I’m interested in continuing the conversation!  If any GWP readers have thoughts to share on why this is so, I’m sure Paul would be interested as well.  And I assure you, Paul is by no means a men’s rightser kind of guy but a thoughtful journalist (his previous book is Acquainted with the Night, a memoir of raising children with depression and bipolar disorder.)   Please feel free to leave thoughts for me — and for Paul — in comments or at Paul’s blog. Thanks, ya’ll!

January 22 will mark the anniversary of Roe v. Wade. My dear friend and fellow “WGL” (of Women, Girls, and Ladies traveling panel fame) Gloria Feldt, who is also a noted author/blogger, and one-time teen mom who rose to be the head of the world’s largest reproductive health provider and advocacy organization, Planned Parenthood, has an article in the current issue of Democracy Journal in which she rethinks the most famous Supreme Court decision of recent time.

And another amazing mama and activist, Rebekah Spicuglia, writes about the first global consortium of motherhood organizations: the International Motherhood Network (IMN).

Great stuff, on both accounts. (And congrats, you two!)

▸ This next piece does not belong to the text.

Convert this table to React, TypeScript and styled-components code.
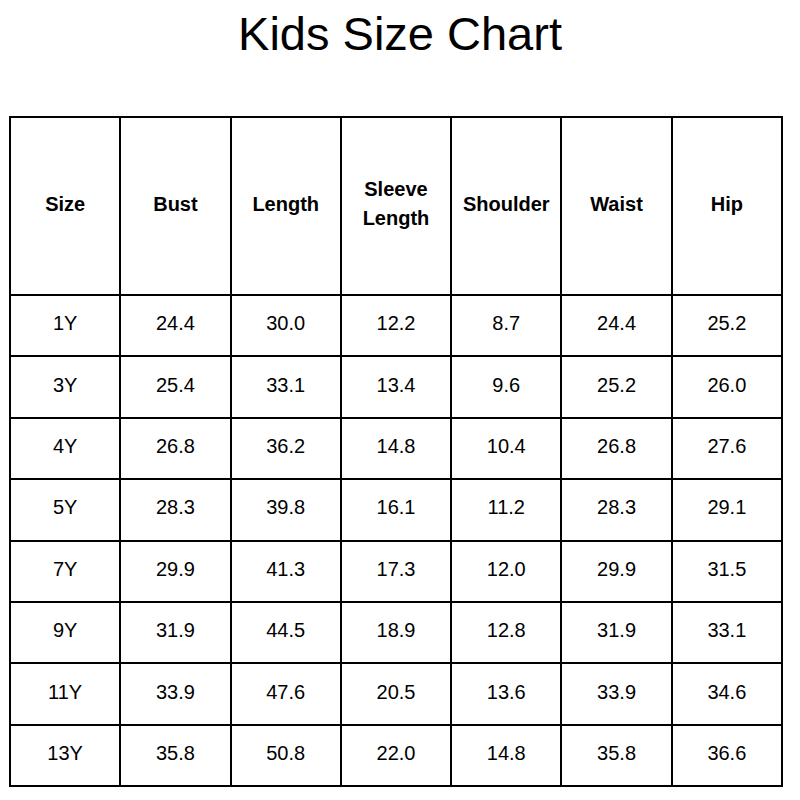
import React from 'react';
import styled, { createGlobalStyle } from 'styled-components';

const GlobalStyle = createGlobalStyle`
  html, body {
    margin: 0;
    padding: 0;
    background: #fff;
  }
  body {
    font-family: "Liberation Sans", Arial, sans-serif;
    color: #000;
  }
`;

const Page = styled.div`
  width: 800px;
  height: 800px;
  padding: 7px 0 0 9px;
  box-sizing: border-box;
`;

const Title = styled.h1`
  margin: 0 0 55px;
  width: 782px;
  text-align: center;
  font-size: 47px;
  font-weight: 400;
  line-height: 54px;
`;

const Table = styled.table`
  border-collapse: collapse;
  table-layout: fixed;
  width: 774px;
`;

const Cell = styled.td<{ $head?: boolean }>`
  border: 2px solid #000;
  padding: 0 4px 4px;
  text-align: center;
  vertical-align: middle;
  font-size: 20px;
  font-weight: ${(p) => (p.$head ? 700 : 400)};
  line-height: ${(p) => (p.$head ? '29px' : '23px')};
  height: ${(p) => (p.$head ? '172px' : '55.4px')};
`;

const headers = ['Size', 'Bust', 'Length', 'Sleeve Length', 'Shoulder', 'Waist', 'Hip'];

const rows: string[][] = [
  ['1Y', '24.4', '30.0', '12.2', '8.7', '24.4', '25.2'],
  ['3Y', '25.4', '33.1', '13.4', '9.6', '25.2', '26.0'],
  ['4Y', '26.8', '36.2', '14.8', '10.4', '26.8', '27.6'],
  ['5Y', '28.3', '39.8', '16.1', '11.2', '28.3', '29.1'],
  ['7Y', '29.9', '41.3', '17.3', '12.0', '29.9', '31.5'],
  ['9Y', '31.9', '44.5', '18.9', '12.8', '31.9', '33.1'],
  ['11Y', '33.9', '47.6', '20.5', '13.6', '33.9', '34.6'],
  ['13Y', '35.8', '50.8', '22.0', '14.8', '35.8', '36.6'],
];

export default function App() {
  return (
    <Page>
      <GlobalStyle />
      <Title>Kids Size Chart</Title>
      <Table>
        <tbody>
          <tr>
            {headers.map((h) => (
              <Cell as="th" $head key={h}>
                {h}
              </Cell>
            ))}
          </tr>
          {rows.map((r) => (
            <tr key={r[0]}>
              {r.map((v, i) => (
                <Cell key={i}>{v}</Cell>
              ))}
            </tr>
          ))}
        </tbody>
      </Table>
    </Page>
  );
}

I tell ya, a girl trying to scramble her way to motherhood can sure get whiplash these days.  There’s some great reading out there, and some frustrating reading.   My response to Alex Kuczynski’s cover story in this weekend’s NYTimes magazine (Her Body, My Baby) was pretty much summed up by this commentor’s comment:

I made the mistake — I guess you could call it that — of looking at the photos before reading the article. The surrogate mother is sitting, barefoot, on a dilapidated porch in one photo, whereas the mother and child are standing in front of a hugely expensive, well manicured home with their baby’s nurse, a black woman, in the other photo. This view tainted my reading of the article, and I couldn’t help but notice every self-conscious admittance of guilt or passing acknowledgment of class or social status. Perhaps the surrogate, as the writer tells it, is fiscally better off than her photo shows; perhaps the nurse, who was not mentioned in the article, just happens to be black. But someone, either the journalist or the photojournalist, is deceiving us.

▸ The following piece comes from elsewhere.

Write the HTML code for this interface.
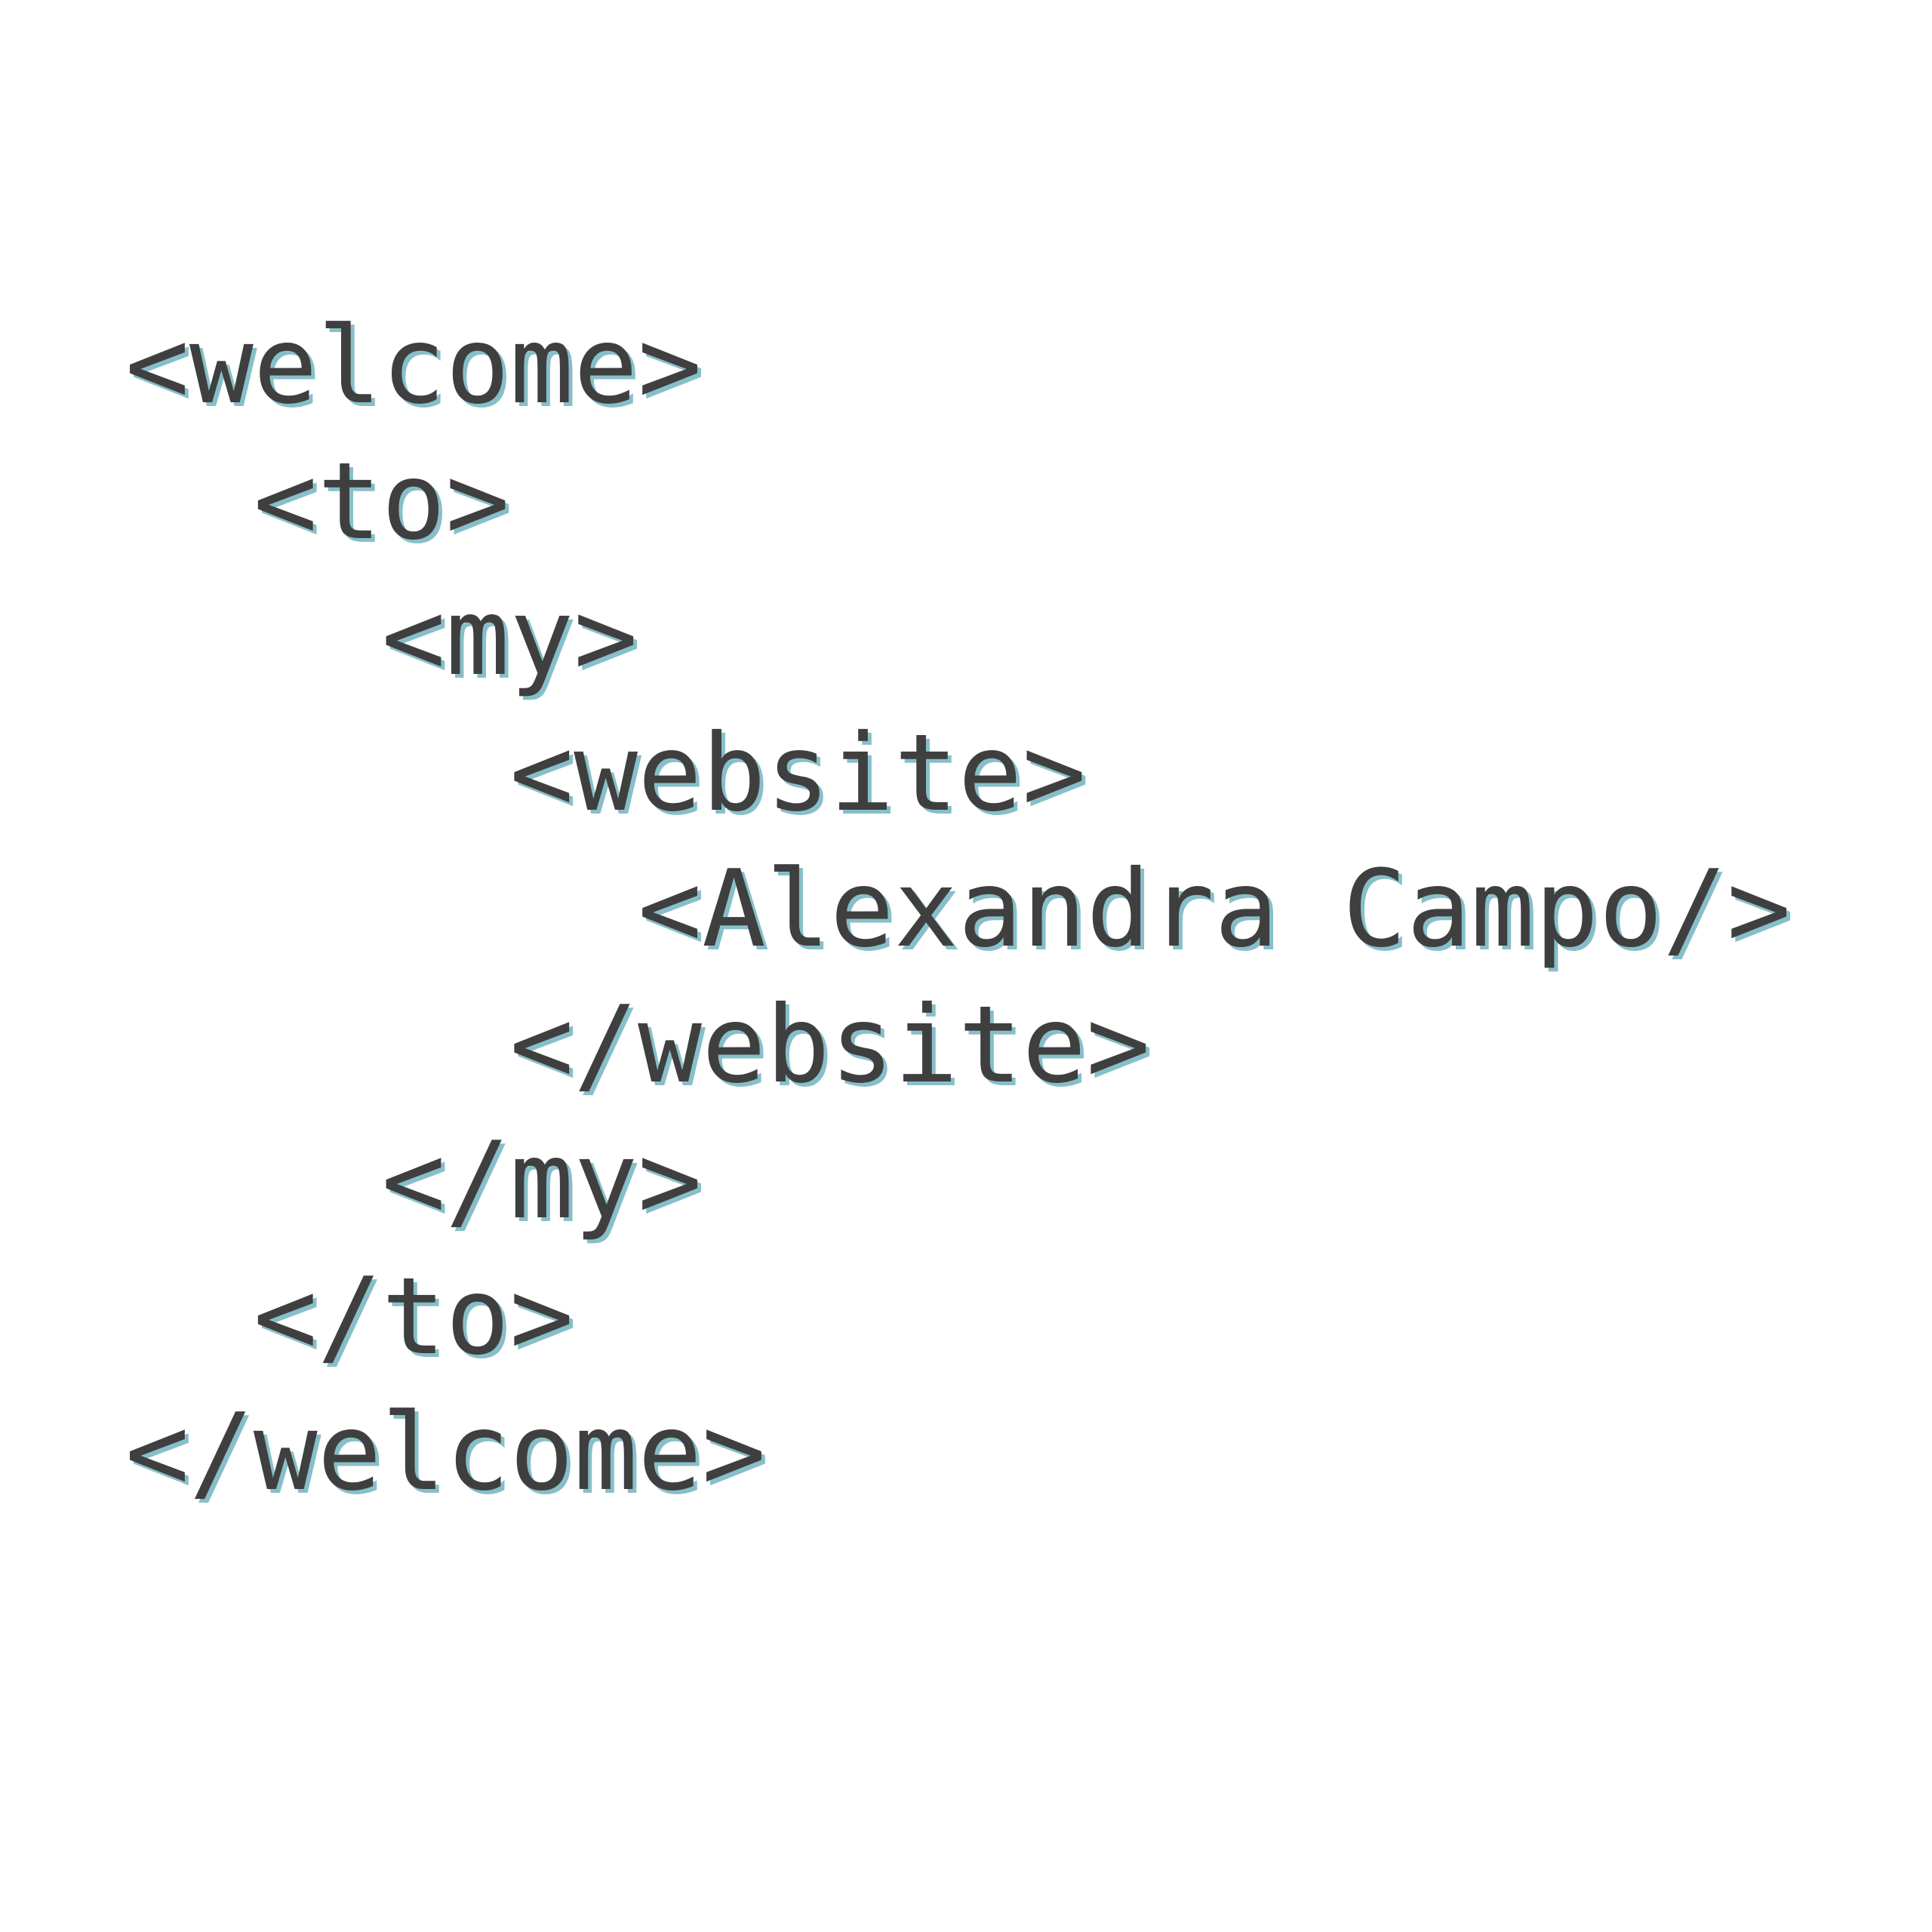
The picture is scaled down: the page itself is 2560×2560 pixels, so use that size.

I am trying, very hard, to be happy for the writer and her new baby — how wonderful after all the years of heartache! — but all I have in my head right now are images of how our country is so racially and socially divided. Is it always going to be this way?

On other fronts, I caught a fresh breeze blowing through the fields of the mommy wars — a call for truce — when I came across Meghan O’Rouke’s post over at XX Factor, “No More Advice for Michelle Obama.  Except This!”, in which she writes:

As Michelle herself has said, being first lady is a powerful platform. And the modern professional marriage, for better or for worse, usually requires some alternating in who gets to take the professional lead (that is, if you want your kids to get any attention). It’s too bad, sure, that there aren’t more men stepping up to support their wives—but it’s not as though that’s not happening in our political culture. (Hi there, Todd Palin!) The best way Michelle Obama can act as a role model for women right now is not by making the decision any one of us would make (because we’d all make different decisions), but by reminding us that life is fleeting, and we ought to immerse ourselves in the opportunities and joys of our own life as it exists. Not as it might exist.

And meanwhile, for some hands-on practical support for pregnant and parenting students, check out the National Women’s Law Center’s latest webinar.  Though the event has passed (it was on Weds), you can download the presentation and materials here.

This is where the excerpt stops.